Thursday, April 30, 2015

Confederate "Heritage" Month 2015, April 30: The voices of the slaves speak to later generations

I picked a couple of songs by Paul Robeson to close this year's Confederate "Heritage" Month series:

Paul Robeson, John Brown's Body:



I Got A Home In Dat Rock/ Gimme Your Han':



Sterling Stuckey, "Paul Robeson and Richard Wright on the Arts and Slave Culture" in Winthrop Jordan, ed., Slavery and the American South (2003):

Paul's association in youth with relatives constituted his primary means of contact with the singing of ex-slaves, which was immensely important in his case because he sang slave music exclusively over a period of years, a unique development for a concert artist. His sense of the worth of Negro dialect was in marked contrast to negative pronouncements on the subject by critic James Weldon Johnson and, later, by novelist and critic Ralph Ellison. ...
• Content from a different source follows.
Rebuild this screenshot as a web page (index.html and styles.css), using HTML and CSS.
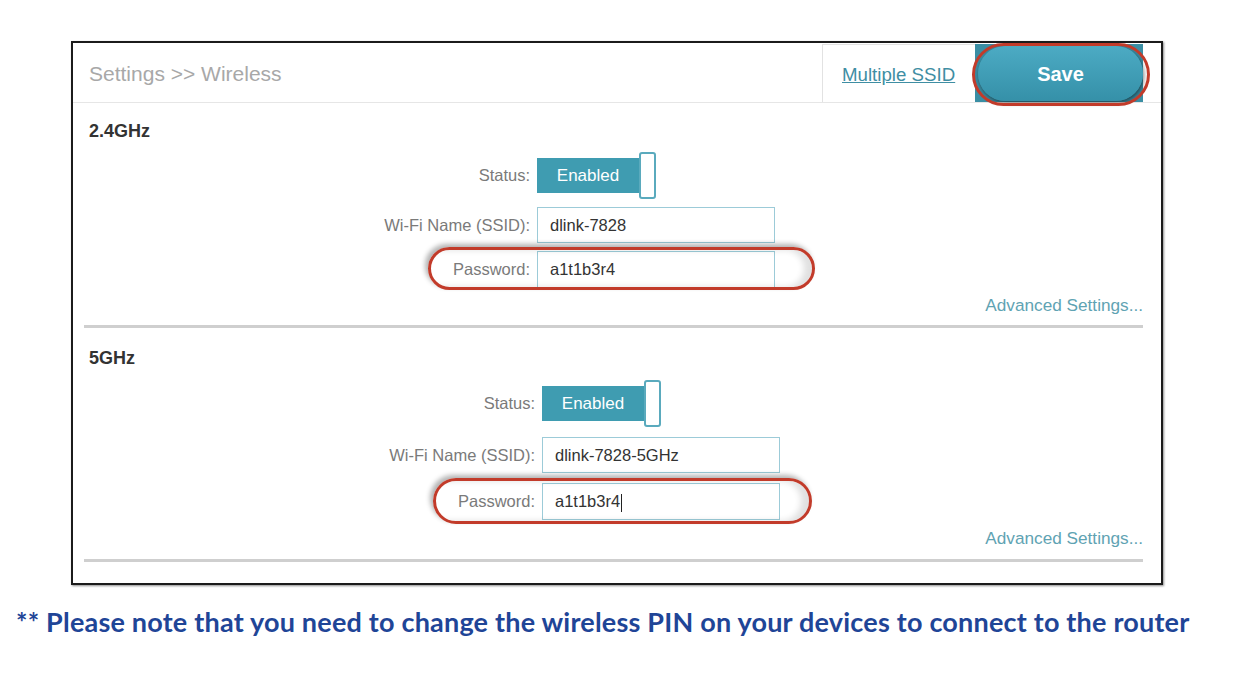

Robeson knew that Negro dialect was the language of the slave artist/field hand, an aspect of slavery not yet touched on by students of slavery. Like W. E. B. Du Bois, he rejected the view, popular among some Reconstruction historians, that modem black culture owes more to developments from Reconstruction than to slave culture. As explicitly and precisely as Du Bois in Black Reconstruction, Robeson, recognizing himself as a direct and natural beneficiary of vital aspects of the artistic heritage of his ancestors, remarked: "The spirituals and Negro dialect were also part of my earliest background. My father was the minister of a small Negro community, and so the spirituals must have been known to me before I was born. I 'learned' Negro dialect and the spirituals as I learned to talk and walk and breathe and sing." Apparently no attempt by others to encourage him to sing spirituals like a white man made much of an impression. Thus, in his voice as he sang spirituals, the world came to hear, perhaps without knowing it, the projection of slave vocal potential and fulfillment, of which his ex-slave father's voice provided a prime example.